## ENTRIES PROVIDED
Begin

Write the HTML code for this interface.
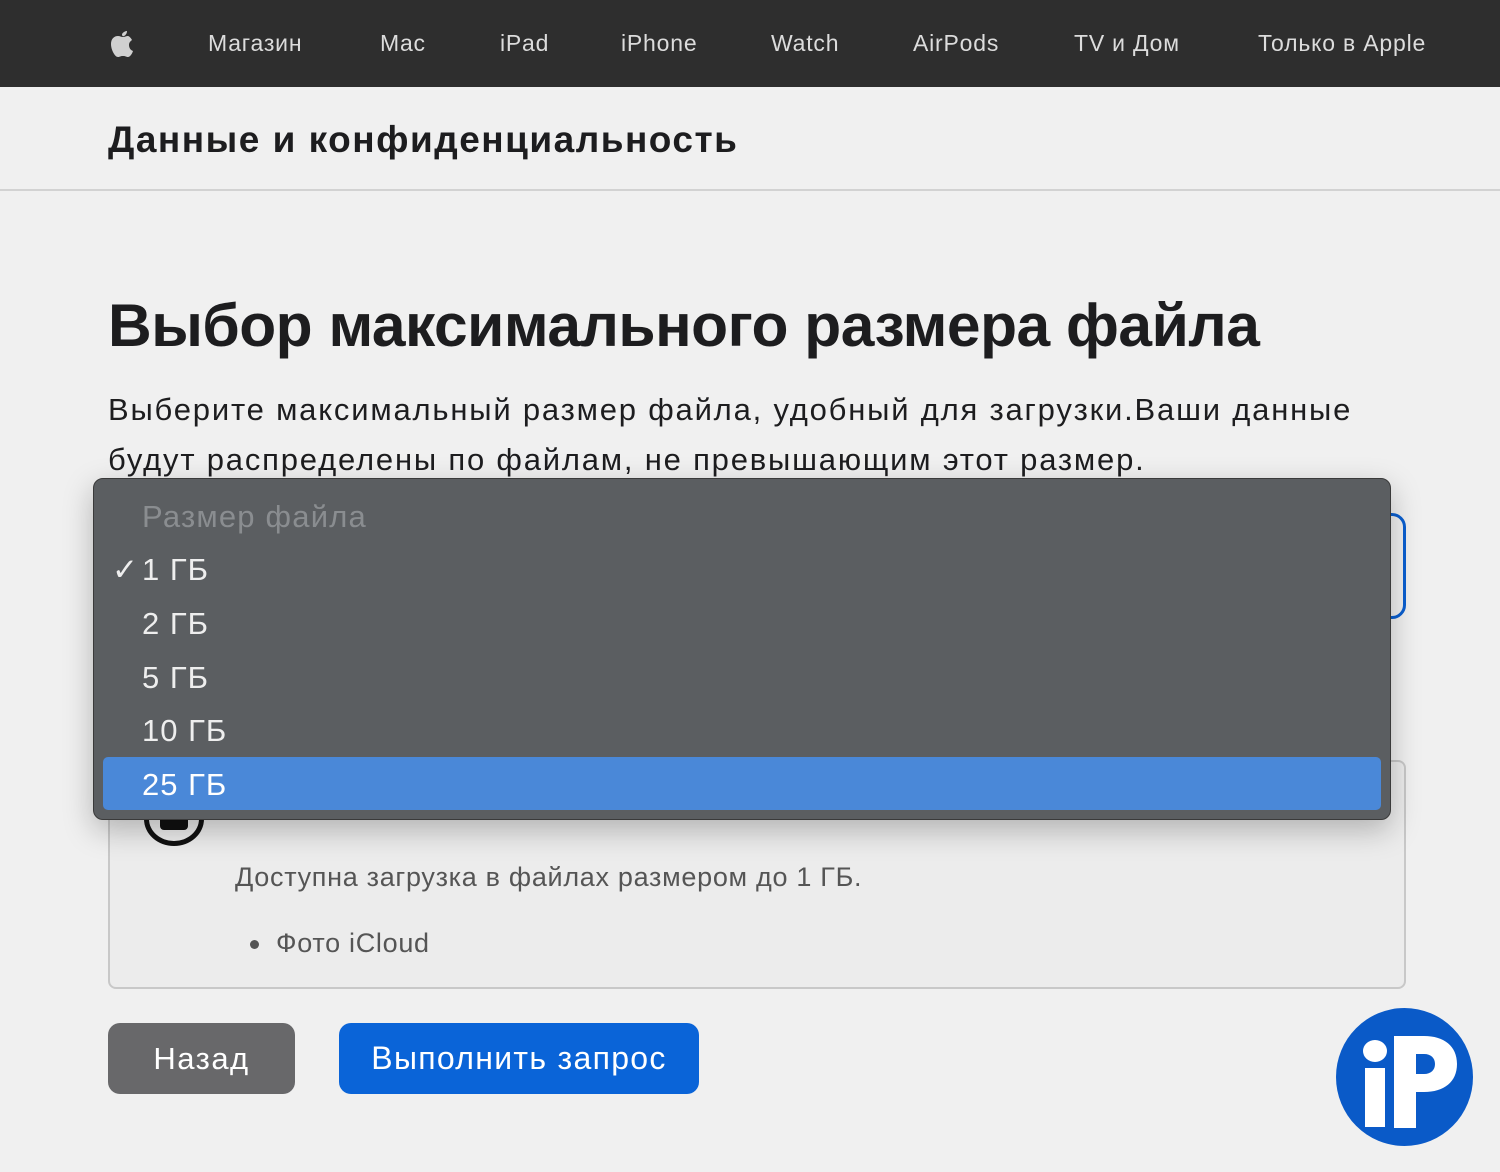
<!DOCTYPE html>
<html><head><meta charset="utf-8"><style>
*{margin:0;padding:0;box-sizing:border-box}
body{width:1500px;height:1172px;background:#f0f0f0;font-family:"Liberation Sans",sans-serif;position:relative;overflow:hidden}
.nav{position:absolute;left:0;top:0;width:1500px;height:87px;background:#2e2e2e}
.nav span{position:absolute;top:30px;font-size:23px;color:#dcdcdc;line-height:26px;letter-spacing:0.8px}
.hdr{position:absolute;left:0;top:87px;width:1500px;height:104px;border-bottom:2px solid #d2d2d2;background:#f0f0f0}
.hdr h2{position:absolute;left:108px;top:32px;font-size:37px;font-weight:bold;color:#1d1d1f;letter-spacing:1.5px}
.abs{position:absolute}
.dd{font-size:31px;color:#eee;letter-spacing:1px}
</style></head><body>
<div class="nav">
<svg class="abs" style="left:108px;top:26px" width="28" height="32" viewBox="0 0 28 32"><path fill="#d0d0d0" d="M14 8c2-3 5-3 5-3 0 2-1 4-3 5-1 .5-2 .3-2-2zM20 10c-2 0-3 1-5 1s-3-1-5-1c-4 0-7 3-7 8 0 6 4 13 7 13 2 0 2-1 5-1s3 1 5 1c2 0 4-3 5-6-3-1-4-4-4-6 0-3 2-4 3-5-1-2-3-4-4-4z"/></svg>
<span style="left:208px">Магазин</span>
<span style="left:380px">Mac</span>
<span style="left:500px">iPad</span>
<span style="left:621px">iPhone</span>
<span style="left:771px">Watch</span>
<span style="left:913px">AirPods</span>
<span style="left:1074px">TV и Дом</span>
<span style="left:1258px">Только в Apple</span>
</div>
<div class="hdr"><h2>Данные и конфиденциальность</h2></div>
<div class="abs" style="left:108px;top:290px;font-size:60.5px;font-weight:bold;color:#1d1d1f;letter-spacing:-0.5px;white-space:nowrap">Выбор максимального размера файла</div>
<div class="abs" style="left:108px;top:385px;font-size:31px;line-height:50px;color:#1d1d1f;width:1390px;letter-spacing:1.8px;white-space:nowrap">Выберите максимальный размер файла, удобный для загрузки.Ваши данные<br>будут распределены по файлам, не превышающим этот размер.</div>
<div class="abs" style="left:300px;top:513px;width:1106px;height:106px;border:3px solid #0a5fd0;border-radius:14px"></div>
<div class="abs" style="left:108px;top:760px;width:1298px;height:229px;border:2px solid #c8c8c8;border-radius:8px;background:#ececec"></div>
<div class="abs" style="left:144px;top:792px;width:60px;height:54px;border:5px solid #111;border-radius:50%"></div>
<div class="abs" style="left:160px;top:806px;width:28px;height:24px;background:#111;border-radius:4px"></div>
<div class="abs" style="left:235px;top:862px;font-size:27px;color:#555;letter-spacing:0.7px">Доступна загрузка в файлах размером до 1 ГБ.</div>
<div class="abs" style="left:250px;top:940px;width:9px;height:9px;border-radius:50%;background:#555"></div>
<div class="abs" style="left:276px;top:928px;font-size:27px;color:#555;letter-spacing:0.7px">Фото iCloud</div>
<div class="abs" style="left:93px;top:478px;width:1298px;height:342px;background:#5b5e61;border:1px solid #3a3a3a;border-radius:10px;box-shadow:0 10px 30px rgba(0,0,0,.25)">
<div class="abs dd" style="left:48px;top:20px;color:#8a8d90;letter-spacing:1.2px">Размер файла</div>
<div class="abs dd" style="left:18px;top:73px">✓</div>
<div class="abs dd" style="left:48px;top:73px">1 ГБ</div>
<div class="abs dd" style="left:48px;top:127px">2 ГБ</div>
<div class="abs dd" style="left:48px;top:181px">5 ГБ</div>
<div class="abs dd" style="left:48px;top:234px">10 ГБ</div>
<div class="abs" style="left:9px;top:278px;width:1278px;height:53px;background:#4a88d8;border-radius:5px"></div>
<div class="abs dd" style="left:48px;top:288px;color:#fff">25 ГБ</div>
</div>
<div class="abs" style="left:108px;top:1023px;width:187px;height:71px;background:#68686a;border-radius:12px;color:#fff;font-size:31px;line-height:71px;text-align:center;letter-spacing:1.5px">Назад</div>
<div class="abs" style="left:339px;top:1023px;width:360px;height:71px;background:#0a64d8;border-radius:12px;color:#fff;font-size:32px;line-height:71px;text-align:center;letter-spacing:1.3px">Выполнить запрос</div>
<div class="abs" style="left:1336px;top:1008px;width:137px;height:138px;border-radius:50%;background:#0a5ac8"></div>
<div class="abs" style="left:1363px;top:1040px;width:24px;height:22px;border-radius:50%;background:#fff"></div>
<div class="abs" style="left:1365px;top:1068px;width:20px;height:59px;background:#fff"></div>
<svg class="abs" style="left:1394px;top:1036px" width="66" height="92" viewBox="0 0 66 92"><path fill="#fff" fill-rule="evenodd" d="M0 0h30c20 0 33 10 33 28s-13 28-33 28H22v36H0zM22 18v20h8c7 0 11-4 11-10s-4-10-11-10z"/></svg>
</body></html>
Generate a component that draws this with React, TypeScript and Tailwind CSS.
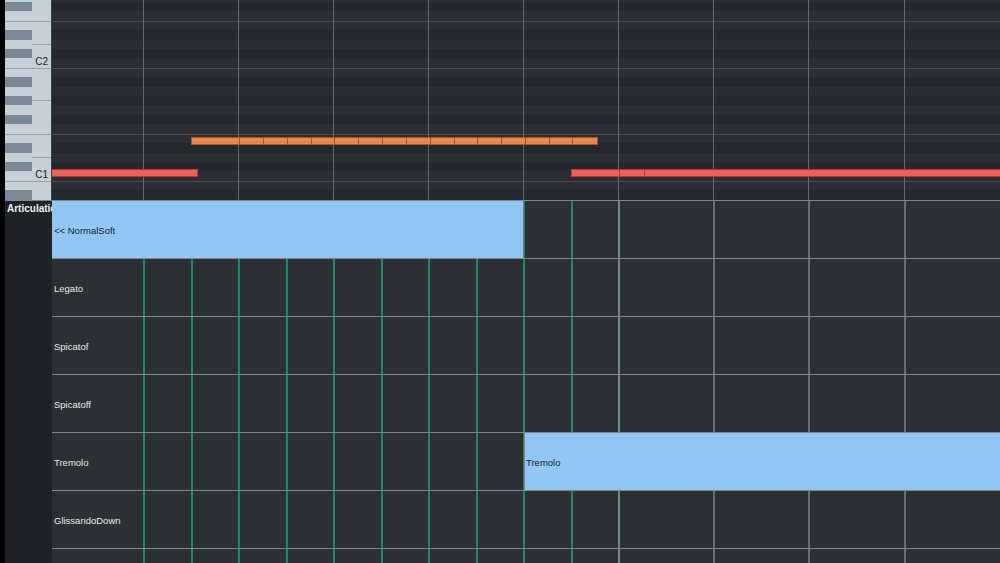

End

## WHAT NEEDS TO BE DONE
Note each line of the entries that has "this" in it, and copy those lines.

## EXERCISE RESPONSE
Write the HTML code for this interface.
Generate a component that draws this with React, TypeScript and Tailwind CSS.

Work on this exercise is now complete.